Increase focus on cyber-security: Dedicate financial and human resources to cyber-security efforts, further reinforcing oversight and regulation of U.S. capital markets and addressing market anxiety about the threat of cyber-security breaches.

Continue overseeing non-GAAP financial measures: robust regulatory oversight to increase the transparency and comparability of non-GAAP reporting and reduce the likelihood that these measures will mislead investors is critical.

Research by the SEC, dating back to just before the financial crisis, shows that investors were confused about what the role of the person they were working with was. Little has been done to fix that problem, says Jim Allen, head of capital markets policy for CFA Institute.

Regulating job titles to ensure the clarify of roles is a deceptively simple step.

“What’s their motivation? The term adviser has a connotation,” Allen says. “It has a connotation that they have a higher calling than a salesperson. With a salesperson you know they are trying to sell you something. Whereas, if someone tells you they are there to advise you on how you should invest your retirement portfolio, that’s when you ask whether you should follow their advice.”

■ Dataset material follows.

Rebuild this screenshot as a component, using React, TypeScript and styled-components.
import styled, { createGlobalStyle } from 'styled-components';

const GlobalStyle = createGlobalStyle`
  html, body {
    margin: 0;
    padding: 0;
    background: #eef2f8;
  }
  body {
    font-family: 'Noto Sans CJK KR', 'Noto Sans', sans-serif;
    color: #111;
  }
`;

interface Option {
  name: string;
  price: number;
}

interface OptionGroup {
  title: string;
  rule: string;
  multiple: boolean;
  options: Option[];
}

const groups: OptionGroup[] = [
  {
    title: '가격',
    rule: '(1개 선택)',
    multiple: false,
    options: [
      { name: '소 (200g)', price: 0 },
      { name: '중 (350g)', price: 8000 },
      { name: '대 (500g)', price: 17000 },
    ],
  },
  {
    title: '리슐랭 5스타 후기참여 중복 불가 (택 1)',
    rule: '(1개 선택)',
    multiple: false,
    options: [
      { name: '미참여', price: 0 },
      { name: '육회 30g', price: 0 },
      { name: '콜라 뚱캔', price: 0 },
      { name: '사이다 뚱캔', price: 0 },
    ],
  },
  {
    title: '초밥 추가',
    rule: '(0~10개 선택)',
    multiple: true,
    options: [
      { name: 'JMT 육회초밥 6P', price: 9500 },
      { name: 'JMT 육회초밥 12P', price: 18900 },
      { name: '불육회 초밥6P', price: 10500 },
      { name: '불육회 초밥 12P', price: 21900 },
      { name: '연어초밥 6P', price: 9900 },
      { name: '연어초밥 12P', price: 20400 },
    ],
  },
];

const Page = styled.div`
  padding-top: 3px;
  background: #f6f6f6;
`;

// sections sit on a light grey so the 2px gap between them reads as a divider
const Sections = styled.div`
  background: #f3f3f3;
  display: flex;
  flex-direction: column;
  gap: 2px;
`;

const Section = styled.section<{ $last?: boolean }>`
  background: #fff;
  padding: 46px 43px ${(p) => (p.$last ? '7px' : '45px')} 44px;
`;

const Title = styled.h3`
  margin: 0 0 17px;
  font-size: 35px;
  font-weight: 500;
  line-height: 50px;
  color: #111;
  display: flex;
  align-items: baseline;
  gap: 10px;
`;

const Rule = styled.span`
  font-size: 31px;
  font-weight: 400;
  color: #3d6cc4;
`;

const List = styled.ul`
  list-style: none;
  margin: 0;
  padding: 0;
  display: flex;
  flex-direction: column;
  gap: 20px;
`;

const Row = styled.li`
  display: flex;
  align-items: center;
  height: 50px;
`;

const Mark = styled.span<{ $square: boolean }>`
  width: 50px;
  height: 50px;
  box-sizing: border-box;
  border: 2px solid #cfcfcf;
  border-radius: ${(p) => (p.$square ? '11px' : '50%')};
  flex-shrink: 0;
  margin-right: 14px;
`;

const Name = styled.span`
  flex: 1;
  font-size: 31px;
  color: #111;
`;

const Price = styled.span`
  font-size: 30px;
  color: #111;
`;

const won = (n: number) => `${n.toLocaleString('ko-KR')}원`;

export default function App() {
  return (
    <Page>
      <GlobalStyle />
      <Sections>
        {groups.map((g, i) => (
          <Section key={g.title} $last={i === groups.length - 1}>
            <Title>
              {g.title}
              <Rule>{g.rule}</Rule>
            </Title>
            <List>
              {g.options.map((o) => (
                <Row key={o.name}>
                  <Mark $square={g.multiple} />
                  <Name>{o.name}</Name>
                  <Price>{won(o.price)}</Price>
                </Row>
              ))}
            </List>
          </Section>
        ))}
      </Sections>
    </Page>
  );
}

While some say that even a half-page disclosure could clear up most confusion, Allen has other thoughts. “The simplest thing you can do is to simply say what your motivations are,” he says. “Are you an adviser or are you a salesperson? Tell us one way or the other and then investors will at least have a chance of understanding where you are coming from. They can start asking questions that maybe they didn’t know they needed to ask.”

“It may not be the final step but it is certainly an important first step,” he adds. “My guess is that once you have that taken care of you probably have taken care of a significant part of the problem.”

Improving risk and fee disclosures is also crucial. “We need to make it so that those disclosures are not only there, but also understandable,” Allen says. “Legalese is not understandable.”